Most of the everyday design we encounter can be broken down into a simple set of principles that can be codified, and it seems highly probable that a machine can learn the rules of typography, the golden ratio and the rule of three. And it's no gamble to assume that cost-culling businesses will latch onto the money saving benefits of AI design.
Adapt to survive
What should designers do? AI-driven design already has the potential to remove some, or most of the production based tasks that designers do. Need 100 web banners for a global ad campaign, all with different information and numerous different languages? No problem. Robots capable of handling such routine tasks will result in fewer design production people.

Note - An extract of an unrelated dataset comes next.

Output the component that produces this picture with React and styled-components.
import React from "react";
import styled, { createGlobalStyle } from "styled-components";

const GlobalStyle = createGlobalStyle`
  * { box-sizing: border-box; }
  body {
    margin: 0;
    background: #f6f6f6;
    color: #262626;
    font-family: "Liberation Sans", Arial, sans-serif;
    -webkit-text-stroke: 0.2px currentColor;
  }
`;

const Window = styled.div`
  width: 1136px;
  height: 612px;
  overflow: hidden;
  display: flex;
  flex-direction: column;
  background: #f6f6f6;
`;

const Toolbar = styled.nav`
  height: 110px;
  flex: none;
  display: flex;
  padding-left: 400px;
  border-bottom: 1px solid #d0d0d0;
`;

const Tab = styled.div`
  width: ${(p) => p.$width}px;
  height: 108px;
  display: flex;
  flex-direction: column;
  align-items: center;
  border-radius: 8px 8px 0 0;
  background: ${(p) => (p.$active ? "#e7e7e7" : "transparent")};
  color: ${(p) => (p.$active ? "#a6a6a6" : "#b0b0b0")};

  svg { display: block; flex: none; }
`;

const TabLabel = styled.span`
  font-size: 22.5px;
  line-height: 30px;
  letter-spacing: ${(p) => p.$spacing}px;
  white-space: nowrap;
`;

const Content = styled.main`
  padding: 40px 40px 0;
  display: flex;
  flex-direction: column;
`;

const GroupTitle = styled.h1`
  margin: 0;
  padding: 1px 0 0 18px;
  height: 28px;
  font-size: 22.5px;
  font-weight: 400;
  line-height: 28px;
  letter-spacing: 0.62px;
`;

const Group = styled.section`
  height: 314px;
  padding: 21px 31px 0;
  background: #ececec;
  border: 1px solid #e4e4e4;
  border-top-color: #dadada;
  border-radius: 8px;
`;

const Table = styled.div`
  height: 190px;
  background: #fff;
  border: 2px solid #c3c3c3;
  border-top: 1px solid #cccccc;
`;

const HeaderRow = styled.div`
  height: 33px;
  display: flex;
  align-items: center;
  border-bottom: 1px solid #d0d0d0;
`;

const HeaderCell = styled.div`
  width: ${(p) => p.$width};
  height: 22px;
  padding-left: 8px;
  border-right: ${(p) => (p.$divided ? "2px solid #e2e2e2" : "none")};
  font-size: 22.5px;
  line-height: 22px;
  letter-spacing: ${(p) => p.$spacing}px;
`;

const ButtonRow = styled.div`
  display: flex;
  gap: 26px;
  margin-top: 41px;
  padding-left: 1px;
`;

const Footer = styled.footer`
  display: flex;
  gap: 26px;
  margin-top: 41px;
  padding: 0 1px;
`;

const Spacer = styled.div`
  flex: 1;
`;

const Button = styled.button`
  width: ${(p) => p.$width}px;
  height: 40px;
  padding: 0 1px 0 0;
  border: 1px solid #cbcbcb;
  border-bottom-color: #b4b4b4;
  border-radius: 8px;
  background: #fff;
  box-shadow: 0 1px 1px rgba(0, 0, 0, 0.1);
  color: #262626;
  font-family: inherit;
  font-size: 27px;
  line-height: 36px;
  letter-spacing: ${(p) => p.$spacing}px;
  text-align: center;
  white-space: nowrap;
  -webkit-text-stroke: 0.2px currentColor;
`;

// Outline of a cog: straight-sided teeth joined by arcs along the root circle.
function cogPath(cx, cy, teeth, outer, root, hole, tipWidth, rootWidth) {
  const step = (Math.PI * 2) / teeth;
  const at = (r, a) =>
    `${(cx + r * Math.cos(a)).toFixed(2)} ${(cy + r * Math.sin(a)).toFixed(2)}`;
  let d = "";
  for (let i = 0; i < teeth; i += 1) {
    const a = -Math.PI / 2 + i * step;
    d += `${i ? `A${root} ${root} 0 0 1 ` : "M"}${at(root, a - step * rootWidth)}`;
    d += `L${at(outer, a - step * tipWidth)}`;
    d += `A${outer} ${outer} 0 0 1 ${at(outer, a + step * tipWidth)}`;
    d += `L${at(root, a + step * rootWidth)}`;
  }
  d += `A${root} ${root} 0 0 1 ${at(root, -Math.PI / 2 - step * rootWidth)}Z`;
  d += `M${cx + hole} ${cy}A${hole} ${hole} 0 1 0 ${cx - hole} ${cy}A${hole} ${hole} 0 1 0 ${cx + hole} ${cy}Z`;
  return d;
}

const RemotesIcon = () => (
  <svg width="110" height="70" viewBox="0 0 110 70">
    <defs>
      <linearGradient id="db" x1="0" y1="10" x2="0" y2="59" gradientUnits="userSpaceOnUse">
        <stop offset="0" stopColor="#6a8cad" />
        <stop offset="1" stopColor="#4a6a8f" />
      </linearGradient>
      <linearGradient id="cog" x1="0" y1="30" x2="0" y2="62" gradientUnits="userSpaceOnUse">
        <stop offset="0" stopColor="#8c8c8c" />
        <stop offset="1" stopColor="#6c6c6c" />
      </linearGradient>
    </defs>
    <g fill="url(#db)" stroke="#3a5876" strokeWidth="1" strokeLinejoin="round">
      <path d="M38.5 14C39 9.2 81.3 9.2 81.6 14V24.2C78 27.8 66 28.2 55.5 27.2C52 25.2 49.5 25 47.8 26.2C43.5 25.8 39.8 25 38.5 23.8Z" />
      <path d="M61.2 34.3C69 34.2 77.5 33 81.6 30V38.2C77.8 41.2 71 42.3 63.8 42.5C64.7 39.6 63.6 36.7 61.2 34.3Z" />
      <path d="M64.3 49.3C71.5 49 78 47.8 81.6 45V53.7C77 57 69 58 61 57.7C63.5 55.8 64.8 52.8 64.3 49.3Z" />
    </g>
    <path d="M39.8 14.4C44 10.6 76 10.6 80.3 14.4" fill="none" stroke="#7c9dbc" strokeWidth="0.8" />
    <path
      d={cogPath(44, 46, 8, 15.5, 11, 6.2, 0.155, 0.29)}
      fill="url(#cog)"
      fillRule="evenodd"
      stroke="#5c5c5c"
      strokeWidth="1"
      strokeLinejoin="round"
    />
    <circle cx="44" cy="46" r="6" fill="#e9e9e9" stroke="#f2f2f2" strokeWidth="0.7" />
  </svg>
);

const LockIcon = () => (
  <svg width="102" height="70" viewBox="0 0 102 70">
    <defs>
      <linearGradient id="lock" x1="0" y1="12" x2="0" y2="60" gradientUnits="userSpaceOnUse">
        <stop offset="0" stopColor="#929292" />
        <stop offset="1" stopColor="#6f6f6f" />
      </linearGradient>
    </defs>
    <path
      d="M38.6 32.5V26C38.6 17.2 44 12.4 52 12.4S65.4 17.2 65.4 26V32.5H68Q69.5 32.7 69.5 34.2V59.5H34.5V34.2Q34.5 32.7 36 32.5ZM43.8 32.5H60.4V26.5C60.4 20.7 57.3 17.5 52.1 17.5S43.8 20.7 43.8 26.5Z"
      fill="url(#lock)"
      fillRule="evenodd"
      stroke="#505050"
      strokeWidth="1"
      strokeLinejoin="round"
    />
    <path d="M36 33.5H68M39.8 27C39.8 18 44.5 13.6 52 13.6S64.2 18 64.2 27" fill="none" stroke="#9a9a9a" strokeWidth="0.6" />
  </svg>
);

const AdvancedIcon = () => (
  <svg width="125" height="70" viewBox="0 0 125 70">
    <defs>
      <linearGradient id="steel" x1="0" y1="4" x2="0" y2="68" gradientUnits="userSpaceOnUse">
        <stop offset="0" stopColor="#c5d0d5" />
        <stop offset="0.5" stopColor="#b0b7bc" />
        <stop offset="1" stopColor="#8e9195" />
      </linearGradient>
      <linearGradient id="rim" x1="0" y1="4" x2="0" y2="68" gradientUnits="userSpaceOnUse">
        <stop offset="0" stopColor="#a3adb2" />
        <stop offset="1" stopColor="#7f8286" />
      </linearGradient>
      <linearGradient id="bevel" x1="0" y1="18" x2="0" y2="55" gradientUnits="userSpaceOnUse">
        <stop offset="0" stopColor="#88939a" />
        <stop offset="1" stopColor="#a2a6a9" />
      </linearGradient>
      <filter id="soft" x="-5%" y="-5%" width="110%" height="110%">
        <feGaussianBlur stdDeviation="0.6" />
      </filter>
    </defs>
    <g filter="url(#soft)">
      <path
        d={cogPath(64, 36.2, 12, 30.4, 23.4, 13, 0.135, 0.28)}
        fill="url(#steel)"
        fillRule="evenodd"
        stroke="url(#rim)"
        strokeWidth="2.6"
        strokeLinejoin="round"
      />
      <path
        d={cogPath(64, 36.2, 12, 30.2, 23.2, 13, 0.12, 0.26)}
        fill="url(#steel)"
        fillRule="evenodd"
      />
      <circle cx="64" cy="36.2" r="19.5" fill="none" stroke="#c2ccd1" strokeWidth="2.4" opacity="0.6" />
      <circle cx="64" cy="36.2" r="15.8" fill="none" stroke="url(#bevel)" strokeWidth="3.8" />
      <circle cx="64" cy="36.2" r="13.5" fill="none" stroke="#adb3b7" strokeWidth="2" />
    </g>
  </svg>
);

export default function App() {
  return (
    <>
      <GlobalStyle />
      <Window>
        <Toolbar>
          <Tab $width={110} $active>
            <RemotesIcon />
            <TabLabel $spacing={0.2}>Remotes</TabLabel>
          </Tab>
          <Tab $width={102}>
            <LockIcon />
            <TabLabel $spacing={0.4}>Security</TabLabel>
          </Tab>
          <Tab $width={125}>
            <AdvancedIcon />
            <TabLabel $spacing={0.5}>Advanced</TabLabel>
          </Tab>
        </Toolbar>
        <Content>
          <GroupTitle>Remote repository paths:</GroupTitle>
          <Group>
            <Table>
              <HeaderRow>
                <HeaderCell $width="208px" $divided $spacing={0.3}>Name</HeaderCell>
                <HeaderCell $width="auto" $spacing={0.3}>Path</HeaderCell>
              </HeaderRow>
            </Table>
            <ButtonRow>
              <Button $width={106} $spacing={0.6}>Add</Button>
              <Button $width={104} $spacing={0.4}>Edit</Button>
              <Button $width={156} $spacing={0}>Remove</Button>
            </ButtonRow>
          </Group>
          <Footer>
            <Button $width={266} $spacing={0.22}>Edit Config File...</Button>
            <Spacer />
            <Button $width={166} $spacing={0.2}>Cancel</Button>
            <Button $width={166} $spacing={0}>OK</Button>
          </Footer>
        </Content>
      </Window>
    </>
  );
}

But will the sharp end of design be affected? Eventually, yes, and just as human beings have learned to do since the introduction of industrialisation, we must adapt. It's my belief that designers are well equipped to do this. Teaching flexibility and a willingness to learn may be the biggest challenge facing the world's design schools.

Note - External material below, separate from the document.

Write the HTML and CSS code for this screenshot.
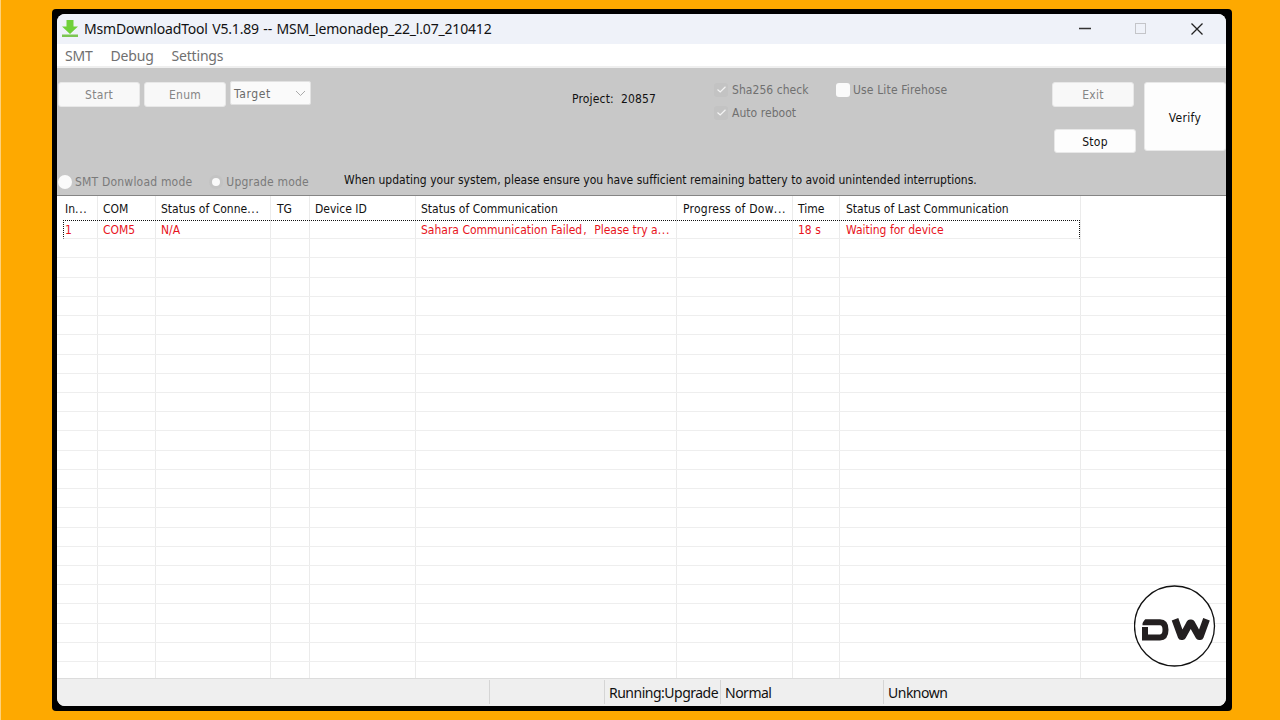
FILE: index.html
```html
<!DOCTYPE html>
<html lang="en">
<head>
    <meta charset="UTF-8">
    <meta name="viewport" content="width=device-width, initial-scale=1.0">
    <title>MsmDownloadTool V5.1.89</title>
    <link rel="stylesheet" href="styles.css">
</head>
<body>
    <div class="frame">
        <div class="window">
            <header class="titlebar">
                <svg class="app-icon" width="18" height="18" viewBox="0 0 18 18">
                    <path d="M5.500 0h7v6.500H17L9 14 1 6.500h4.500z" fill="#6fd03a"/>
                    <path d="M1 14.500h16V17H1z" fill="#7cc653"/>
                </svg>
                <h1 class="title">MsmDownloadTool V5.1.89 -- MSM_lemonadep_22_l.07_210412</h1>
                <div class="window-controls">
                    <svg width="14" height="14" viewBox="0 0 14 14"><path d="M1 6.500h12" stroke="#333" stroke-width="1.300"/></svg>
                    <svg width="14" height="14" viewBox="0 0 14 14"><rect x="1.500" y="1.500" width="10" height="10" fill="none" stroke="#c4c5c9"/></svg>
                    <svg width="14" height="14" viewBox="0 0 14 14"><path d="M1.500 1.500l11 11M12.500 1.500l-11 11" stroke="#222" stroke-width="1.300"/></svg>
                </div>
            </header>

            <nav class="menubar">
                <span>SMT</span>
                <span>Debug</span>
                <span>Settings</span>
            </nav>

            <section class="panel">
                <div class="toolbar">
                    <button class="btn start" disabled>Start</button>
                    <button class="btn enum" disabled>Enum</button>
                    <div class="select">
                        <span>Target</span>
                        <svg width="11" height="7" viewBox="0 0 11 7"><path d="M1 1l4.500 4.500L10 1" fill="none" stroke="#aaa"/></svg>
                    </div>
                    <div class="project"><span>Project:</span><span>20857</span></div>
                    <div class="checks">
                        <div class="check">
                            <span class="box checked"><svg width="9" height="7" viewBox="0 0 9 7"><path d="M.5 3.500L3.200 6 8.500.8" fill="none" stroke="#f4f4f4" stroke-width="1.200"/></svg></span>
                            <span>Sha256 check</span>
                        </div>
                        <div class="check">
                            <span class="box checked"><svg width="9" height="7" viewBox="0 0 9 7"><path d="M.5 3.500L3.200 6 8.500.8" fill="none" stroke="#f4f4f4" stroke-width="1.200"/></svg></span>
                            <span>Auto reboot</span>
                        </div>
                    </div>
                    <div class="check lite">
                        <span class="box"></span>
                        <span>Use Lite Firehose</span>
                    </div>
                    <div class="actions">
                        <button class="btn exit" disabled>Exit</button>
                        <button class="btn stop">Stop</button>
                    </div>
                    <button class="btn verify">Verify</button>
                </div>
                <div class="modes">
                    <span class="radio"></span>
                    <span class="mode">SMT Donwload mode</span>
                    <span class="radio on"></span>
                    <span class="mode">Upgrade mode</span>
                    <p class="notice">When updating your system, please ensure you have sufficient remaining battery to avoid unintended interruptions.</p>
                </div>
            </section>

            <main class="list">
                <div class="list-head">
                    <span>In<i class="dots">...</i></span>
                    <span>COM</span>
                    <span>Status of Conne<i class="dots">...</i></span>
                    <span>TG</span>
                    <span>Device ID</span>
                    <span>Status of Communication</span>
                    <span class="progress">Progress of Dow<i class="dots">...</i></span>
                    <span>Time</span>
                    <span>Status of Last Communication</span>
                </div>
                <div class="row device">
                    <span>1</span>
                    <span>COM5</span>
                    <span>N/A</span>
                    <span></span>
                    <span></span>
                    <span>Sahara Communication Failed<i class="comma">,</i>Please try a<i class="dots">...</i></span>
                    <span></span>
                    <span>18 s</span>
                    <span>Waiting for device</span>
                </div>
                <div class="row"></div>
                <div class="row"></div>
                <div class="row"></div>
                <div class="row"></div>
                <div class="row"></div>
                <div class="row"></div>
                <div class="row"></div>
                <div class="row"></div>
                <div class="row"></div>
                <div class="row"></div>
                <div class="row"></div>
                <div class="row"></div>
                <div class="row"></div>
                <div class="row"></div>
                <div class="row"></div>
                <div class="row"></div>
                <div class="row"></div>
                <div class="row"></div>
                <div class="row"></div>
                <div class="row"></div>
                <div class="row"></div>
                <div class="row"></div>
            </main>

            <footer class="statusbar">
                <span></span>
                <span></span>
                <span class="running">Running:Upgrade</span>
                <span>Normal</span>
                <span>Unknown</span>
            </footer>
        </div>
    </div>

    <svg class="badge" role="img" aria-label="DW" width="82" height="82" viewBox="0 0 82 82">
        <circle cx="40.500" cy="41" r="40" fill="#fff" stroke="#111" stroke-width="1.300"/>
        <g fill="none" stroke="#231f20">
            <path d="M8.500 37.200H26Q31.500 37.200 31.500 44.800T26 52.400H11V42" stroke-width="6"/>
            <path d="M41 34.300l6.300 17.300h1.200L56 38h1.400L65 51.600h1.200L72.500 34.300" stroke-width="7" stroke-linejoin="round"/>
        </g>
        <path d="M7 33h5l-5 7z" fill="#fff"/>
    </svg>
</body>
</html>
```

FILE: styles.css
```css
* {
    box-sizing: border-box;
    margin: 0;
    padding: 0;
}

body {
    width: 1280px;
    height: 720px;
    overflow: hidden;
    padding: 9px 48px 9px 51px;
    background-color: #fea900;
    border-left: 1px solid #fed27a;
    font-family: 'DejaVu Sans Condensed', 'DejaVu Sans', sans-serif;
    font-stretch: condensed;
    font-size: 12px;
    color: #111;
}

.frame {
    width: 1180px;
    height: 702px;
    padding: 5px 6px 5px 5px;
    background-color: #000;
    border-radius: 4px;
}

.window {
    display: flex;
    flex-direction: column;
    height: 692px;
    overflow: hidden;
    border-radius: 8px;
    background-color: #fff;
}

.titlebar {
    display: flex;
    align-items: center;
    height: 30px;
    padding: 0 22px 0 4px;
    background-color: #eff2f9;
}

.title {
    margin-left: 5px;
    font-family: 'Noto Sans', sans-serif;
    font-size: 14px;
    font-weight: 400;
    line-height: 30px;
    letter-spacing: -0.18px;
    word-spacing: 1px;
    white-space: nowrap;
}

.window-controls {
    display: flex;
    gap: 42px;
    margin-left: auto;
}

.menubar {
    display: flex;
    gap: 18px;
    height: 24px;
    padding-left: 8px;
    border-bottom: 2px solid #efefef;
    font-family: 'Noto Sans', sans-serif;
    font-size: 14px;
    line-height: 24px;
    letter-spacing: -0.2px;
    color: #707070;
}

.panel {
    height: 128px;
    background-color: #c8c8c8;
    border-bottom: 1px solid #858585;
}

.toolbar {
    display: grid;
    grid-template-columns: 86px 86px 342px 142px 122px 216px 92px 82px;
    align-items: start;
    height: 101px;
    padding-left: 1px;
    padding-top: 13px;
}

.btn {
    width: 82px;
    height: 25px;
    padding-top: 1px;
    border: 1px solid #e8e8e8;
    border-radius: 3px;
    background-color: #fdfdfd;
    font: inherit;
    letter-spacing: 0.3px;
    color: #111;
}

.btn:disabled {
    background-color: #f8f8f8;
    color: #858585;
}

.start,
.enum {
    margin-top: 1px;
}

.select {
    display: flex;
    align-items: center;
    justify-content: space-between;
    width: 81px;
    height: 24px;
    padding: 1px 4px 0 3px;
    border: 1px solid #e2e2e2;
    border-radius: 2px;
    background-color: #fafafa;
    letter-spacing: 0.6px;
    color: #6a6a6a;
}

.project {
    display: flex;
    gap: 7px;
    margin-top: 11px;
    letter-spacing: 0.17px;
}

.checks {
    display: flex;
    flex-direction: column;
    gap: 8px;
    margin-top: 1px;
}

.check {
    display: flex;
    align-items: center;
    gap: 4px;
    height: 15px;
    color: #707070;
    letter-spacing: 0.05px;
    white-space: nowrap;
}

.lite {
    gap: 3px;
    margin-top: 1px;
    letter-spacing: 0.15px;
}

.box {
    display: flex;
    align-items: center;
    justify-content: center;
    width: 14px;
    height: 14px;
    border-radius: 3px;
    background-color: #fafafa;
}

.box.checked {
    background-color: #c3c3c3;
}

.actions {
    display: flex;
    flex-direction: column;
    gap: 22px;
    margin-top: 1px;
}

.stop {
    height: 24px;
    margin-left: 2px;
}

.verify {
    height: 69px;
    margin-top: 1px;
    padding-top: 3px;
}

.modes {
    display: flex;
    align-items: center;
    height: 26px;
    color: #7a7a7a;
    white-space: nowrap;
}

.mode {
    letter-spacing: 0.2px;
}

.radio {
    width: 14px;
    height: 14px;
    margin-left: 1px;
    margin-right: 3px;
    border-radius: 50%;
    background-color: #fafafa;
}

.radio.on {
    margin-left: 17px;
    border: 3px solid #c3c3c3;
}

.notice {
    margin-left: 35px;
    margin-bottom: 4px;
    letter-spacing: 0.02px;
    color: #111;
}

/* the column lines run down the whole list */
.list {
    height: 482px;
    overflow: hidden;
    background-image:
        linear-gradient(#ebebeb, #ebebeb), linear-gradient(#ebebeb, #ebebeb),
        linear-gradient(#ebebeb, #ebebeb), linear-gradient(#ebebeb, #ebebeb),
        linear-gradient(#ebebeb, #ebebeb), linear-gradient(#ebebeb, #ebebeb),
        linear-gradient(#ebebeb, #ebebeb), linear-gradient(#ebebeb, #ebebeb),
        linear-gradient(#ebebeb, #ebebeb);
    background-size: 1px 100%;
    background-repeat: no-repeat;
    background-position: 40px 0, 98px 0, 213px 0, 252px 0, 358px 0, 619px 0, 735px 0, 782px 0, 1023px 0;
}

.list-head,
.device {
    display: grid;
    grid-template-columns: 38px 58px 116px 38px 106px 262px 115px 48px 234px;
    white-space: nowrap;
}

.list-head {
    height: 24px;
    padding-left: 8px;
    line-height: 26px;
}

.progress {
    letter-spacing: 0.25px;
}

.dots {
    font-style: normal;
    letter-spacing: 0.7px;
}

.comma {
    display: inline-block;
    width: 12px;
    padding-left: 1px;
    font-style: normal;
}

.row {
    height: 19.23px;
    border-bottom: 1px solid #eee;
}

.device {
    width: 1017px;
    margin-left: 6px;
    padding-left: 2px;
    border: 1px dotted #111;
    border-bottom: 1px solid #eee;
    line-height: 19px;
    color: #e8141c;
}

.device span {
    margin-left: -1px;
}

.statusbar {
    display: grid;
    grid-template-columns: 432px 115px 116px 163px 1fr;
    height: 28px;
    padding-top: 1px;
    background-color: #efefef;
    border-top: 1px solid #dcdcdc;
    font-family: 'Noto Sans', sans-serif;
    font-size: 14px;
    line-height: 25px;
    letter-spacing: -0.5px;
}

.statusbar span {
    height: 24px;
    padding-left: 4px;
    border-left: 1px solid #d5d5d5;
}

.statusbar span:first-child {
    border-left: none;
}

.badge {
    position: absolute;
    left: 1134px;
    top: 585px;
}
```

Of course, this doesn't only apply to design. In the information age, we may be looking at a world without paid work. This takes us into the political realm, and subjects that governments are avoiding. It poses questions such as adopting a basic income, and the relearning that will be needed when the post-industrial world is replaced by one of unlimited leisure. These topics are discussed in academia and future-gazing think tanks, but we all need to be thinking about them sooner rather than later.
Halfway through writing this, I had a sudden, sobering glimpse into a machine-driven world. My five-year-old iMac died. The screen went black, none of the usual remedies helped and it was Christmas, so there was no chance of emergency repairs. It was a personal mini-disaster. But this is what happens to machines: they break. Perhaps their fallibility is the only thing between us and an AI future.